-
Notifications
You must be signed in to change notification settings - Fork 9
Description
Hi,
I am running STACAS on a large Seurat object (≈281k cells) with some batches and very unbalanced sample sizes and I would like to clarify whether the behaviour I observe is expected or indicates a problem in the integration.
Below I summarize three different approaches I tried. In all cases, the pipeline runs to completion, but in some cases STACAS prints an error during anchor finding, even though the integration and downstream UMAP are produced.
Dataset / setup
Seurat / SeuratObject recently updated to SeuratV5, RNA assay, log-normalized
Total cells of the object: ~281,600
Number of samples (orig.ident, used as batch): 57
Highly unbalanced batches
11/57 samples have < 1,000 cells
Smallest sample: 265 cells
Largest sample: 13,669 cells
anchor.features = 1000
Cell labels used for semi-supervised mode
"clusters" metadata contains ~38 annotated clusters
Annotated cells: ~38,800
Unannotated cells (NA): 242,828 (majority of the dataset)
Method 1 – Stepwise STACAS, semisupervised, ndim = 28
ndim was chosen based on PCA variance (95% cumulative variance).
library(STACAS)
nfeatures = 1000
ndim = 28
obj.list <- SplitObject(All1, split.by = "orig.ident")
for (n in 1:length(obj.list)) {
print(n)
print(obj.list[[n]])
Idents(obj.list[[n]]) <- "clusters"
}
stacas_anchors <- FindAnchors.STACAS(obj.list,
anchor.features = nfeatures,
dims = 1:ndim,
cell.labels = "clusters")
st1 <- SampleTree.STACAS(
anchorset = stacas_anchors,
obj.names = names(obj.list))
object_integrated <- IntegrateData.STACAS(stacas_anchors,
sample.tree = st1,
dims=1:ndim)
object_integrated <- object_integrated %>% ScaleData() %>%
RunPCA(npcs=28) %>% RunUMAP(dims=1:28)
This finishes successfully, but during FindAnchors.STACAS I observe errors like:
Error in if (totalCols == 0) return(NULL) : argument is of length zero
The pipeline does not stop and produces an integrated object.
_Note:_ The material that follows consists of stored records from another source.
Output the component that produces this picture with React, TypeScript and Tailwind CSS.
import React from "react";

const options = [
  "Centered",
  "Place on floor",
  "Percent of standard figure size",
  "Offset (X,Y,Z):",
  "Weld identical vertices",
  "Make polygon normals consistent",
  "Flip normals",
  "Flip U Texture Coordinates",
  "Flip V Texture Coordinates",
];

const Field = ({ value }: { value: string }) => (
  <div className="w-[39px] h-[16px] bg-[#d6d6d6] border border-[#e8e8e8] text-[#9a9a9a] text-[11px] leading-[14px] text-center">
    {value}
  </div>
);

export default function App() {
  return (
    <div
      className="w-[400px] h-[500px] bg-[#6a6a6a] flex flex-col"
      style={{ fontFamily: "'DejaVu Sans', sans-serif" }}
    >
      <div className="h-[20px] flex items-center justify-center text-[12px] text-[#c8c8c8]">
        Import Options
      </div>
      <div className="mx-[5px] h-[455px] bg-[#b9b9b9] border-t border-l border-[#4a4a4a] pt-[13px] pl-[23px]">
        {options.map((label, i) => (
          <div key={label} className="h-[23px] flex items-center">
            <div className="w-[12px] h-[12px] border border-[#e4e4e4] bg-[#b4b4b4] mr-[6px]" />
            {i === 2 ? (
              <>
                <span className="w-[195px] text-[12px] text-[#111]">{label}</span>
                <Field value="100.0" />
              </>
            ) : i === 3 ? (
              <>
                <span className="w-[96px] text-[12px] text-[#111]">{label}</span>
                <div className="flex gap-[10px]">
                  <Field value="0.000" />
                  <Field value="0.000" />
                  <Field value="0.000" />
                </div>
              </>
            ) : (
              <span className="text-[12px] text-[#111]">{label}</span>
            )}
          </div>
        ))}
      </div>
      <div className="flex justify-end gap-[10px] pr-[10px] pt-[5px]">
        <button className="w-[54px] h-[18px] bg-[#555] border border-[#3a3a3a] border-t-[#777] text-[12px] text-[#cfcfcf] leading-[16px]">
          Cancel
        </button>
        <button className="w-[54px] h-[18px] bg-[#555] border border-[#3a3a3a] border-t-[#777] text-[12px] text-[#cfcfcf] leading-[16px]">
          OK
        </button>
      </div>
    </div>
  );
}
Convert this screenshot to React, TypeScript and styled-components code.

Method 2: One-liner Run.STACAS, semi-supervised, ndim = 20
library(STACAS)
nfeatures = 1000
ndim = 20
Idents(All1) = "clusters"
object_integrated1 <- All1 %>% SplitObject(split.by = "orig.ident") %>%Run.STACAS(dims = 1:ndim, anchor.features = nfeatures, cell.labels = "clusters") %>% RunUMAP(dims = 1:ndim)
This also finishes to the end, but I again see the same error message during the run:
Warning: sparse->dense coercion: allocating vector of size 1.0 GiBWarning: pseudoinverse used at -2.2162Warning: neighborhood radius 0.30103Warning: reciprocal condition number 1.4523e-14Preparing PCA embeddings for objects...
|++++++++++++++++++++++++++++++++++++++++++++++++++| 100% elapsed=44s
|+++++++ | 13% ~07h 26m 18s Error in if (totalCols == 0) return(NULL) : argument is of length zero
|++++++++++++++++++++++++++++++++++++++++++++++++++| 100% elapsed=06h 03m 47s
Method 3: One-liner Run.STACAS, unsupervised, ndim = 20
object_integrated2 <- All1 %>% SplitObject(split.by = "orig.ident") %>%Run.STACAS(dims = 1:ndim, anchor.features = nfeatures) %>% RunUMAP(dims = 1:ndim)
This version:
finishes without explicit errors
produces an integrated object and UMAP
Questions
Is it expected that:
STACAS completes even when FindAnchors.STACAS encounters cases where totalCols == 0?
When using cell.labels, does this error indicate that some batch pairs have no compatible anchors and are effectively skipped?
Is there a recommended way to diagnose which datasets or batch pairs fail to form anchors?
For large, heterogeneous datasets, is semi-supervised STACAS still recommended, or should the unsupervised mode be preferred?
Thank you very much for your help, and for developing STACAS!